晴れ着

arcturus2006-07-15

 
拝見しました。

その人が、正義の実現を訴えるために、自ら晴れ着で待っていたのである。国や県の役人は、彼女の声が直接裁判官に届くのを阻もうとしていたのだ。
法学者や哲学者が饒舌に喋り散らす正義ではない、胸に突き上げるような正義への訴えがここにある。
 
晴れ着(ララビアータ)


ん、晴れ着て、ちょっとヨリシロ的だな…
番組は観ませんでしたけれど一株運動を思い出しました。
後藤孝典さんが提案したこの運動に、「楽しみもなからにゃいかんでな、そりゃいっちょやろうじゃなかろか」と原告の患者さんたちは賛成したけれど、弁護団は反対だったそうです。

水俣病訴訟を担当していた弁護団が一株運動に反対する姿勢を打ち出し、弁護団見解を公表し患者の説得にかかった。
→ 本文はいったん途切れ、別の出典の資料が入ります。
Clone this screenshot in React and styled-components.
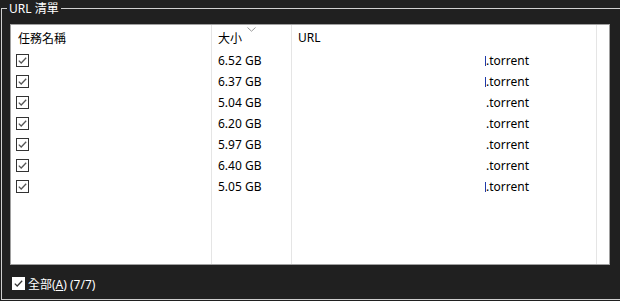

弁護団の言い分は、要するに、一株運動では具体的成果を得ることはできない、裁判に替わりうるものではない、という点にあった。しかし患者達は株主総会へ乗り込む姿勢を変えようとしなかった。「告発」*1弁護団に反論を加え、賠償金をとってもなお残る患者の思いに表現を与える場として株主総会を設定するのだと主張した。私としては、自分のなかの最も私的なものに根ざさない限り自分の再生はないと考えていたから、弁護団と論争する気にもなれなかった。


沈黙と爆発 ドキュメント「水俣病事件」 (SHUEISHA NONFICTION)

 
1970年9月28日チッソ株主総会へ。揃って御詠歌の練習までして、熊本から白装束での巡礼。
会場2階席の端から端まで“怨”の黒旗が下げられ線香がたかれ怒号とすすり泣きが渦巻く。
もうすごいぐちゃぐちゃもみくちゃで、読んでて圧倒されてしまいます。
この振る舞いは、「私利ではなく正義」だったのかな、わからない…
 
 
病身を包む晴れ着、白装束。
狂気と、そう遠くないようにもみえる。うまく言えない、とてもせつない。
 
 

*1:水俣病を告発する会」が発行していた機関紙です。